• [SET EXERCISE]: Give back exactly the lines from the beginning of the listing below to the line holding "ddd: '98', numero: '992239773'", both ends included; the pictures stay out.

• [RECORDED DATA]:

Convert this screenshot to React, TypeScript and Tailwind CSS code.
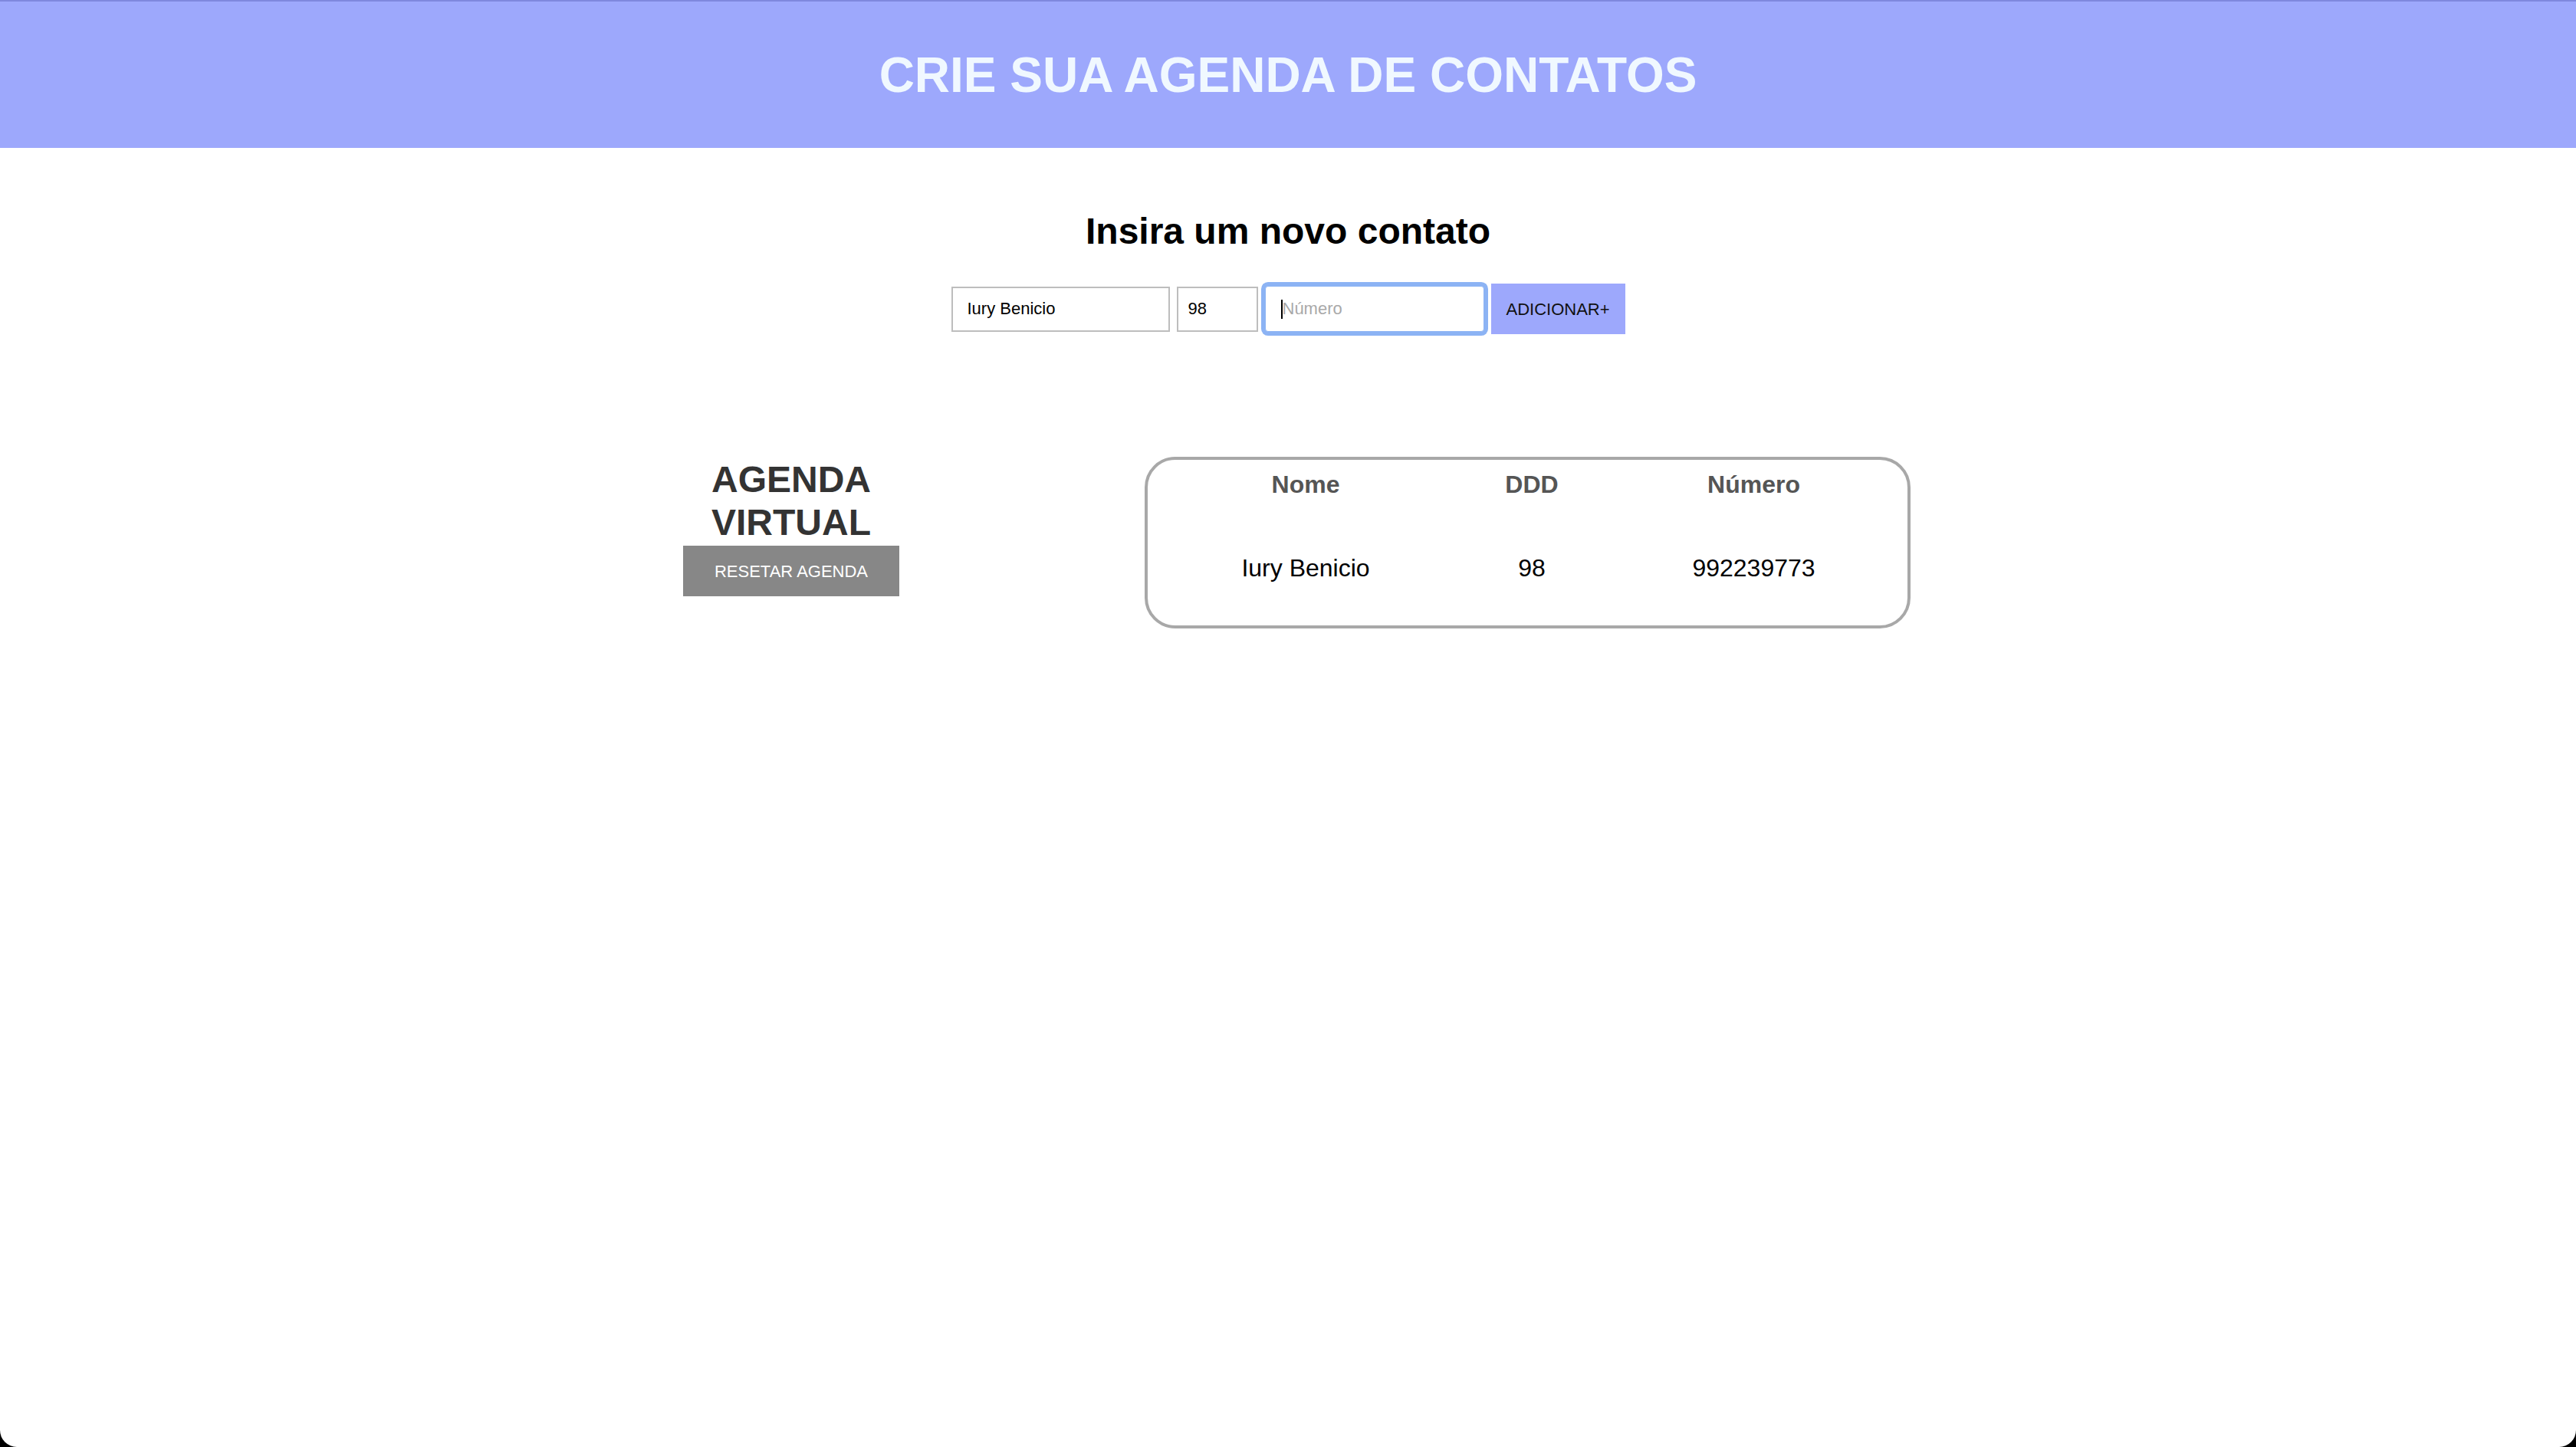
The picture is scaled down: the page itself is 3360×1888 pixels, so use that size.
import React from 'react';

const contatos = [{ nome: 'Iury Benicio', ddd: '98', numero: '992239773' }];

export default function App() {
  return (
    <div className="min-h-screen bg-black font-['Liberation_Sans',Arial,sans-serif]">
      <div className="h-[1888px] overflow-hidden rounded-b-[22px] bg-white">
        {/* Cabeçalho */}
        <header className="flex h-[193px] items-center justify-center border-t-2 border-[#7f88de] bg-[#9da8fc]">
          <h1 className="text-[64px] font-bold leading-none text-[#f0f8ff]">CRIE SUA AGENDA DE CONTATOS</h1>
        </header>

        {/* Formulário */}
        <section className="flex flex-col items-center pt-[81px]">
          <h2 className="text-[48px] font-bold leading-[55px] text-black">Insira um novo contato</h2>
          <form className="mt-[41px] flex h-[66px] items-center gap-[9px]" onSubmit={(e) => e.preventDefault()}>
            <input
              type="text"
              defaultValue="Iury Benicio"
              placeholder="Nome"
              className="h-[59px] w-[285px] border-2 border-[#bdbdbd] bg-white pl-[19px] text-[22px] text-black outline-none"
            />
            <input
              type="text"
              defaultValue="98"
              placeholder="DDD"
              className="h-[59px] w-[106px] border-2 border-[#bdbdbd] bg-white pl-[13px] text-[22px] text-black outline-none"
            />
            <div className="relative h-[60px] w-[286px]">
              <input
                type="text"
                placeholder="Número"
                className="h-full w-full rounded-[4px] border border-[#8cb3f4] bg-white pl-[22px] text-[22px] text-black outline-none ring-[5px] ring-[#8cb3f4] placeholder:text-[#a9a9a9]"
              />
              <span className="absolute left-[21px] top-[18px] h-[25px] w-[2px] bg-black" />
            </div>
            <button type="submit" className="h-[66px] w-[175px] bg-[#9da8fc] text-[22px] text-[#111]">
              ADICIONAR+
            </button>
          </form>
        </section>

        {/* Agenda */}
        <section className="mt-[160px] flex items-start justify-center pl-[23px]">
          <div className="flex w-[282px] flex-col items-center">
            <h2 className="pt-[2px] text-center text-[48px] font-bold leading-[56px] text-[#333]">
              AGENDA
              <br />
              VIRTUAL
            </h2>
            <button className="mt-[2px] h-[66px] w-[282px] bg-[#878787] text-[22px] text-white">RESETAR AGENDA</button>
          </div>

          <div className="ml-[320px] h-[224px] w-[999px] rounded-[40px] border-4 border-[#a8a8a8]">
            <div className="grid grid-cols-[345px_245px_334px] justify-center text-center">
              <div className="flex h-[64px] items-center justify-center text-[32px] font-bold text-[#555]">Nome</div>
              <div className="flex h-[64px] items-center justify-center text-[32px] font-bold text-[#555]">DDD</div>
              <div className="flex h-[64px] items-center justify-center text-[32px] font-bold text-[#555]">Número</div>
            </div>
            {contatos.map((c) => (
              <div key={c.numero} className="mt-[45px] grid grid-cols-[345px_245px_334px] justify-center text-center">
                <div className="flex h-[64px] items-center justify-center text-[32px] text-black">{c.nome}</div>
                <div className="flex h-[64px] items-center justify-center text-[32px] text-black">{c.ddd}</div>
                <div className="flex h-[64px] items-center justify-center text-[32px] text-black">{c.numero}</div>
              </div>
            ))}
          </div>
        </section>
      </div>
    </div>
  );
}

• [FINISHED EXERCISE]:
Convert this screenshot to React, TypeScript and Tailwind CSS code.
The picture is scaled down: the page itself is 3360×1888 pixels, so use that size.
import React from 'react';

const contatos = [{ nome: 'Iury Benicio', ddd: '98', numero: '992239773' }];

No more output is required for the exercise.